Conception of integrated hybrid technology: CMOS-molecular electronic

Numerical simulations have been performed to study the influences of the geometric and coupling-strength parameters such as the intermolecular distance d and pi-orbital on the current-voltage (I-V) characteristics. The model involves 1,4-dithiolbenzene (DTB) molecules stacked in one dimension (1D) ordered structure. It is found that the conductance gap (CG) depends on the highest occupied molecular orbital (HOMO) and the lowest unoccupied molecular orbital (LUMO) gap (HLG). The number of molecules N associated with their intermolecular distance d can significantly modify the HLG which has a strong effect on the conductance gap of the I-V characteristics. The HLG is reduced when decreasing the intermolecular distance d and increasing the number of DTB molecular units N. These studies could be useful to introduce a new concept of design rules for molecular wire.

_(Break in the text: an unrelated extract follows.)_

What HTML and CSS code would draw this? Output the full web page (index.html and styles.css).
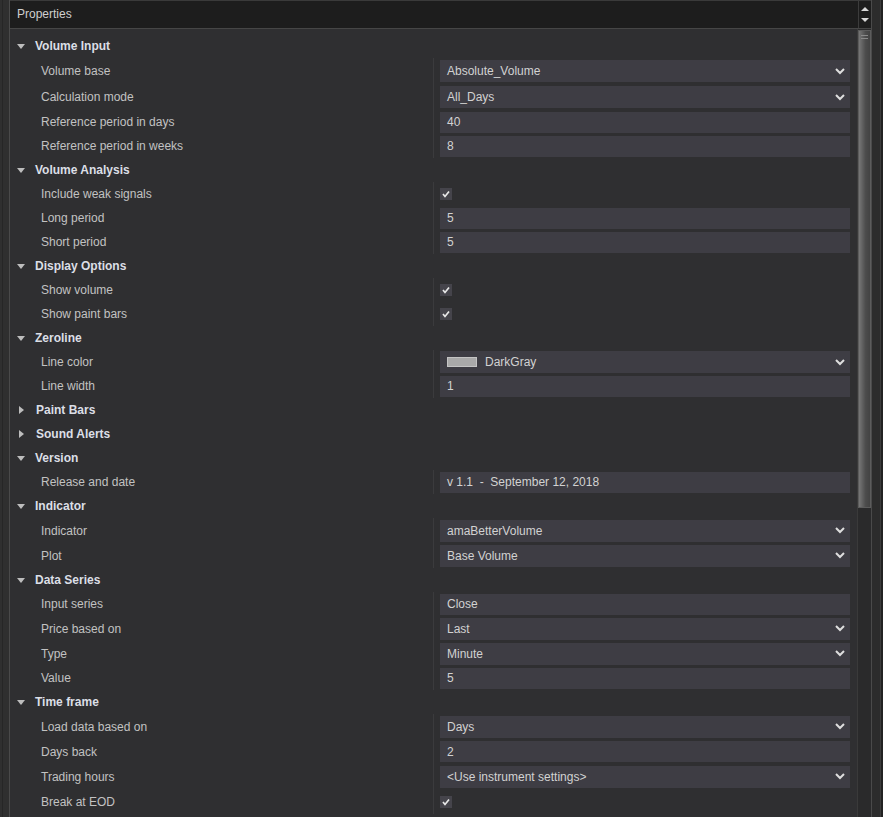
FILE: index.html
```html
<!DOCTYPE html>
<html>
<head>
    <meta charset="UTF-8">
    <title>Properties</title>
    <link rel="stylesheet" href="styles.css">
</head>
<body>
    <div class="frame">
        <div class="edge-left"></div>
        <div class="panel">
            <div class="panel-head">
                <div class="title">Properties</div>
                <div class="spin">
                    <span class="spin-up"></span>
                    <span class="spin-down"></span>
                </div>
            </div>
            <div class="panel-body">
                <div class="grid">
                    <!-- Volume Input -->
                    <div class="cat"><span class="tri-open"></span>Volume Input</div>
                    <div class="group">
                        <div class="row tall"><div class="name">Volume base</div><div class="val"><div class="box combo">Absolute_Volume<svg class="chev" width="10" height="7" viewBox="0 0 10 7"><polyline points="1,1 5,5 9,1"/></svg></div></div></div>
                        <div class="row tall"><div class="name">Calculation mode</div><div class="val"><div class="box combo">All_Days<svg class="chev" width="10" height="7" viewBox="0 0 10 7"><polyline points="1,1 5,5 9,1"/></svg></div></div></div>
                        <div class="row"><div class="name">Reference period in days</div><div class="val"><div class="box">40</div></div></div>
                        <div class="row"><div class="name">Reference period in weeks</div><div class="val"><div class="box">8</div></div></div>
                    </div>

                    <!-- Volume Analysis -->
                    <div class="cat"><span class="tri-open"></span>Volume Analysis</div>
                    <div class="group">
                        <div class="row"><div class="name">Include weak signals</div><div class="val"><svg class="check" width="12" height="12" viewBox="0 0 12 12"><polyline points="3,6 5,8.5 9,3.5"/></svg></div></div>
                        <div class="row"><div class="name">Long period</div><div class="val"><div class="box">5</div></div></div>
                        <div class="row"><div class="name">Short period</div><div class="val"><div class="box">5</div></div></div>
                    </div>

                    <!-- Display Options -->
                    <div class="cat"><span class="tri-open"></span>Display Options</div>
                    <div class="group">
                        <div class="row"><div class="name">Show volume</div><div class="val"><svg class="check" width="12" height="12" viewBox="0 0 12 12"><polyline points="3,6 5,8.5 9,3.5"/></svg></div></div>
                        <div class="row"><div class="name">Show paint bars</div><div class="val"><svg class="check" width="12" height="12" viewBox="0 0 12 12"><polyline points="3,6 5,8.5 9,3.5"/></svg></div></div>
                    </div>

                    <!-- Zeroline -->
                    <div class="cat"><span class="tri-open"></span>Zeroline</div>
                    <div class="group">
                        <div class="row"><div class="name">Line color</div><div class="val"><div class="box combo"><span class="swatch"></span>DarkGray<svg class="chev" width="10" height="7" viewBox="0 0 10 7"><polyline points="1,1 5,5 9,1"/></svg></div></div></div>
                        <div class="row"><div class="name">Line width</div><div class="val"><div class="box">1</div></div></div>
                    </div>

                    <div class="cat"><span class="tri-closed"></span>Paint Bars</div>
                    <div class="cat"><span class="tri-closed"></span>Sound Alerts</div>

                    <!-- Version -->
                    <div class="cat"><span class="tri-open"></span>Version</div>
                    <div class="group">
                        <div class="row"><div class="name">Release and date</div><div class="val"><div class="box">v 1.1 &nbsp;- &nbsp;September 12, 2018</div></div></div>
                    </div>

                    <!-- Indicator -->
                    <div class="cat"><span class="tri-open"></span>Indicator</div>
                    <div class="group">
                        <div class="row mid"><div class="name">Indicator</div><div class="val"><div class="box combo">amaBetterVolume<svg class="chev" width="10" height="7" viewBox="0 0 10 7"><polyline points="1,1 5,5 9,1"/></svg></div></div></div>
                        <div class="row mid"><div class="name">Plot</div><div class="val"><div class="box combo">Base Volume<svg class="chev" width="10" height="7" viewBox="0 0 10 7"><polyline points="1,1 5,5 9,1"/></svg></div></div></div>
                    </div>

                    <!-- Data Series -->
                    <div class="cat"><span class="tri-open"></span>Data Series</div>
                    <div class="group">
                        <div class="row"><div class="name">Input series</div><div class="val"><div class="box">Close</div></div></div>
                        <div class="row mid"><div class="name">Price based on</div><div class="val"><div class="box combo">Last<svg class="chev" width="10" height="7" viewBox="0 0 10 7"><polyline points="1,1 5,5 9,1"/></svg></div></div></div>
                        <div class="row mid"><div class="name">Type</div><div class="val"><div class="box combo">Minute<svg class="chev" width="10" height="7" viewBox="0 0 10 7"><polyline points="1,1 5,5 9,1"/></svg></div></div></div>
                        <div class="row"><div class="name">Value</div><div class="val"><div class="box">5</div></div></div>
                    </div>

                    <!-- Time frame -->
                    <div class="cat"><span class="tri-open"></span>Time frame</div>
                    <div class="group">
                        <div class="row mid"><div class="name">Load data based on</div><div class="val"><div class="box combo">Days<svg class="chev" width="10" height="7" viewBox="0 0 10 7"><polyline points="1,1 5,5 9,1"/></svg></div></div></div>
                        <div class="row mid"><div class="name">Days back</div><div class="val"><div class="box">2</div></div></div>
                        <div class="row mid"><div class="name">Trading hours</div><div class="val"><div class="box combo">&lt;Use instrument settings&gt;<svg class="chev" width="10" height="7" viewBox="0 0 10 7"><polyline points="1,1 5,5 9,1"/></svg></div></div></div>
                        <div class="row mid"><div class="name">Break at EOD</div><div class="val"><svg class="check" width="12" height="12" viewBox="0 0 12 12"><polyline points="3,6 5,8.5 9,3.5"/></svg></div></div>
                    </div>
                </div>
                <div class="scrollbar">
                    <div class="thumb">
                        <span class="grip"></span>
                        <span class="grip"></span>
                    </div>
                </div>
            </div>
        </div>
        <div class="edge-right"></div>
    </div>
</body>
</html>
```

FILE: styles.css
```css
html, body {
    margin: 0;
    height: 100%;
    overflow: hidden;
}

body {
    background-color: #2e2e2e;
    font-family: "Liberation Sans", Arial, sans-serif;
    font-size: 12px;
    color: #c4c4c4;
}

.frame {
    display: flex;
    height: 817px;
}

.edge-left {
    width: 9px;
    background-color: #2f2f2f;
    border-right: 1px solid #4a4a4a;
    box-shadow: inset 2px 0 0 #2f2f2f, inset 3px 0 0 #262626;
}

.panel {
    width: 861px;
    display: flex;
    flex-direction: column;
    background-color: #2f2f31;
}

.panel-head {
    display: flex;
    height: 27px;
    background-color: #1d1d1d;
    border-top: 1px solid #3a3a3a;
    border-bottom: 1px solid #464646;
}

.title {
    flex: 1;
    padding-left: 7px;
    line-height: 27px;
    color: #cfcfcf;
}

.spin {
    width: 13px;
    border-left: 1px solid #3c3c3c;
    display: flex;
    flex-direction: column;
    align-items: center;
    justify-content: space-between;
    padding: 6px 0 6px 0;
    box-sizing: border-box;
}

.spin-up {
    border-left: 4px solid transparent;
    border-right: 4px solid transparent;
    border-bottom: 4px solid #d8d8d8;
}

.spin-down {
    border-left: 4px solid transparent;
    border-right: 4px solid transparent;
    border-top: 4px solid #d8d8d8;
}

.panel-body {
    flex: 1;
    display: flex;
    min-height: 0;
}

.grid {
    width: 847px;
    padding-top: 5px;
}

/* category rows */
.cat {
    height: 24px;
    display: flex;
    align-items: center;
    padding-left: 7px;
    font-weight: bold;
    color: #dcdfe6;
}

.tri-open {
    width: 0;
    height: 0;
    margin: 1px 10px 0 0;
    border-left: 4px solid transparent;
    border-right: 4px solid transparent;
    border-top: 5px solid #bdbdbd;
}

.tri-closed {
    width: 0;
    height: 0;
    margin: 0 12px 0 2px;
    border-top: 4px solid transparent;
    border-bottom: 4px solid transparent;
    border-left: 5px solid #bdbdbd;
}

/* property rows */
.row {
    display: flex;
    height: 24px;
}

.row.tall {
    height: 26px;
}

.row.mid {
    height: 25px;
}

.name {
    width: 392px;
    padding-left: 31px;
    display: flex;
    align-items: center;
    color: #c2c2c2;
}

.val {
    flex: 1;
    display: flex;
    align-items: center;
    border-left: 1px solid #3b3b3d;
    padding: 0 7px 0 6px;
}

.box {
    flex: 1;
    height: 21px;
    display: flex;
    align-items: center;
    padding-left: 7px;
    background-color: #3e3d44;
    color: #d2d2d2;
    white-space: pre;
}

.box.combo {
    height: 22px;
}

.chev {
    margin-left: auto;
    margin-right: 5px;
    fill: none;
    stroke: #dedede;
    stroke-width: 2;
}

.swatch {
    width: 28px;
    height: 8px;
    margin-right: 8px;
    background-color: #a9a9a9;
    border: 1px solid #c4c4c4;
}

.check {
    background-color: #45444b;
    fill: none;
    stroke: #e8e8e8;
    stroke-width: 1.7;
}

/* scrollbar */
.scrollbar {
    width: 14px;
    background-color: #2a2a2b;
    border-left: 1px solid #3a3a3a;
    box-sizing: border-box;
}

.thumb {
    height: 478px;
    margin-top: 1px;
    border: 1px solid #5c5c5c;
    background: linear-gradient(to right, #777777, #4c4c4c 60%, #434343);
    display: flex;
    flex-direction: column;
    align-items: center;
    padding-top: 2px;
    box-sizing: border-box;
}

.grip {
    width: 7px;
    height: 1px;
    margin-top: 2px;
    background-color: #8a8a8a;
}

.edge-right {
    flex: 1;
    background-color: #222222;
    border-left: 1px solid #4a4a4a;
    box-shadow: inset 8px 0 0 #2c2c2c, inset 9px 0 0 #3c3c3c;
}
```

Based on the numerical simulation results, two parameters could be defined as geometrical specification for future molecular layout design rules (DRs), the minimum spacing d between two adjacent molecular units and the number of molecular units N packed in the parallel arrangement. The objective is to implement molecular scale electronic devices based on thiophenyl to extend CMOS technology. This implies the development of electronic hybrid technology in which the components nano and micro come close to each other.